Pelosi took a dismissive attitude toward one of Biden’s longest-serving confidants, Mike Donilon, who has served as his presidential adviser, advertising script writer and top speechwriter. She denied press accounts that she and Biden had a talk in which they disputed polling data and suggested he put Donilon on the phone to go through the granular details.

“I didn’t know what Donilon did over there. I get the brothers mixed up, as a matter of fact,” she said, referencing his brother, Tom Donilon, who has served as a foreign policy adviser to three Democratic presidents.

“I didn’t even know what Donilon did. I thought he was a speechwriter,” she said. “Yeah, I thought he was a speechwriter. Isn’t he a speechwriter?”

Pelosi said that she had advised Biden months ago not to debate Trump at all. She said she feared that the ex-president would turn the debate into “doggy doo” with so many misstatements that Biden wouldn’t look good.

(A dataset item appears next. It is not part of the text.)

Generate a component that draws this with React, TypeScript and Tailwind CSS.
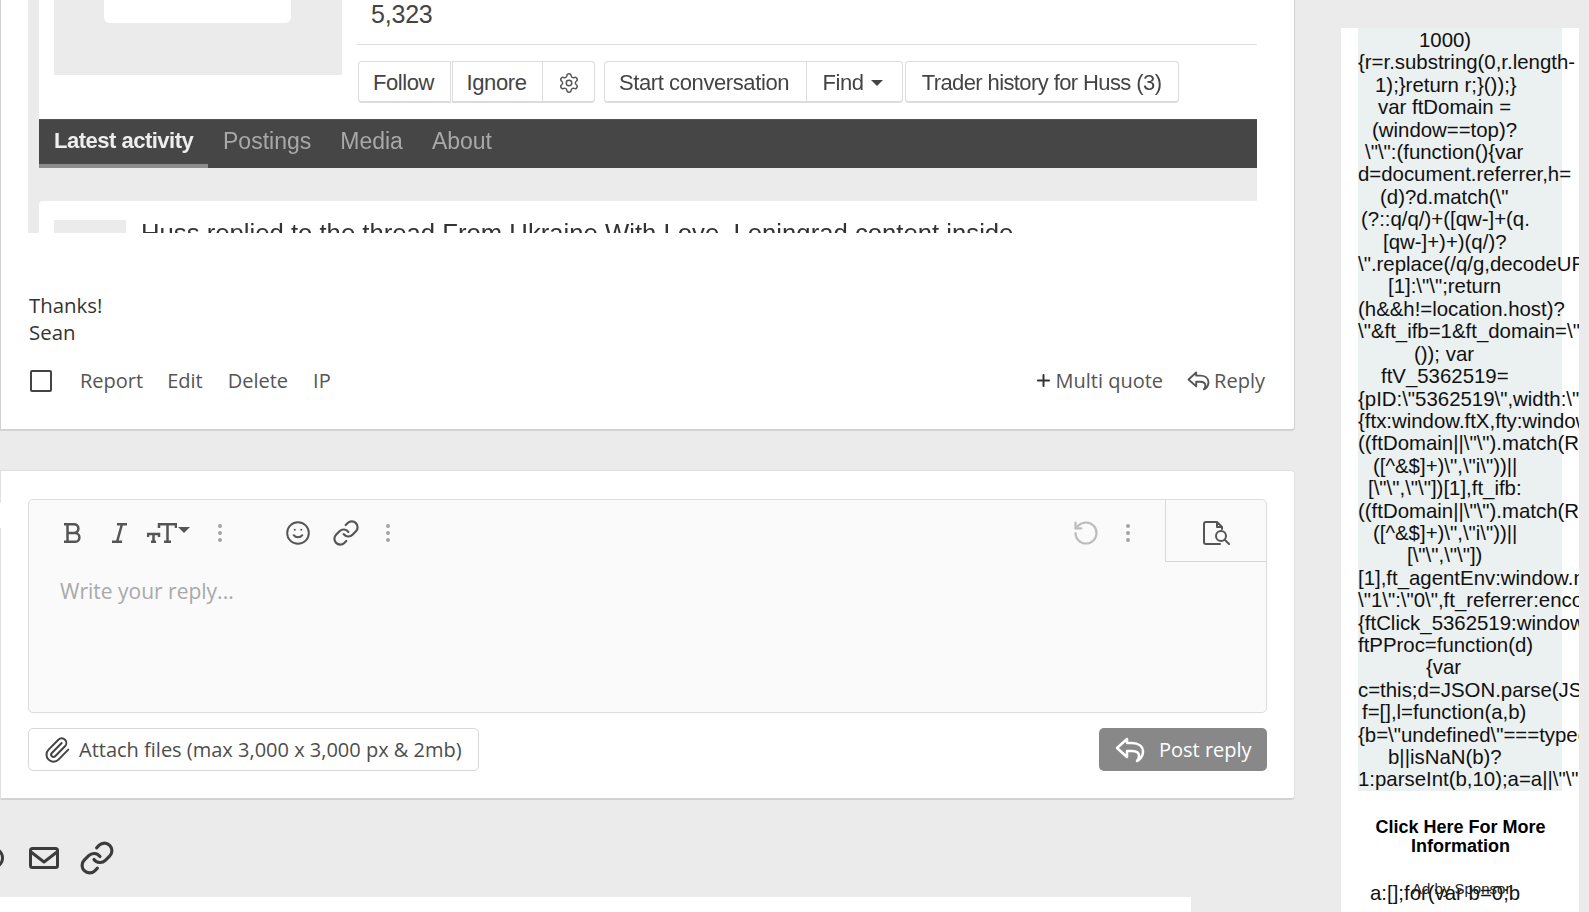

“I want to go onstage. I can handle this,” Biden told her, according to Pelosi’s account Wednesday.

“I know you can handle it,” she responded, noting that Trump skipped debates in the GOP primary. “Why should you debate him?”

“He wanted to do it, he felt confident,” she said.

On the day of the debate, she told other Democrats that they should expect “the Joe Biden of the State of the Union address,” the successful March speech to Congress that boosted their spirits.

Instead, she said, “Right away there was something disconcerting or concerning.”

Pelosi found what she described as the wanness of his face to be troubling. She did not expect to see such a poor performance given her interactions with him this year.

“I mean, I was shocked the night of the debate, I was shocked. Because I never saw that,” she said. “And everybody said: Well, you must have seen that — well, no, I didn’t see it.”